Mr. Salvini has been crowned (or at least, has crowned himself) this movement’s leader. During the campaign he met with fellow nationalists across Europe, and organized a big rally in Milan to unite the parties. His dream now is to build a cohesive voting bloc in the new Parliament that can shape the legislative agenda. He’s likely to fail: Nationalists aren’t known for cooperation and compromise, and many issues divide them, in particular Russia. Even so, they are a force to be reckoned with.
None of these parties seems any longer to support exiting the European Union or the eurozone. Instead, they want to change it from within. If the nationalist far right can mobilize a third of the European Parliament’s votes by making common cause with other conservatives, it will be able to do lots of damage, for example by blocking any attempt by the European Commission to punish a European Union country that violates the rule of law. Last year the Parliament issued such a warning against Hungary. Would the same thing be possible in 2020? It’s not hard to imagine the European Union becoming a union of liberal and illiberal democracies
Thankfully — and for this we can be grateful to voters — the euroskeptic nationalists are not the only new force to be reckoned with in the European Parliament. Liberal and Green parties were the surprise winners of this election. Together they gained about 60 additional seats, giving them a total of 176; with this will come much political influence. Perhaps the Greens will use their success to demand that climate change become a priority for the continent.
The Greens found their support predominantly among young, urban pro-Europeans who support the idea of a united Europe but are critical of the European Union as it exists today. They see Brussels as risk averse and neglectful when it comes to long-term problems like rising inequality and the environment.
So these are the victors:
- Ecological liberals who want to preserve life on Earth and
- national populists who want to preserve their way of life.
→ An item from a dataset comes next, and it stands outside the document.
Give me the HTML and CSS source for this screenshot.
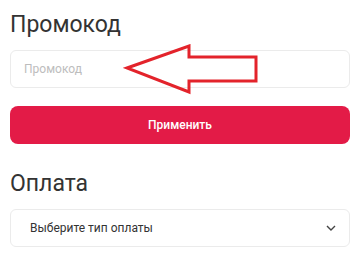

But what they have in common is the sense that the current trajectory of politics and society is not sustainable. They both offered change and change was in demand.
On the eve of the elections, a poll by the European Council on Foreign Relations found that while the trust in the European Union is higher than any time in the last 25 years, a majority of Europeans believe that the bloc will fall apart within 20 years.
For the moment, supporters of the European Union don’t need to panic. The elections demonstrated that Mr. Bannon’s predictions of a revolution at the ballot box were fantastical. The nationalist far right is not going to break up the European Union any time soon. But while these elections succeeded in containing the rise of euroskepticism, the real problem is not going away: europessimism.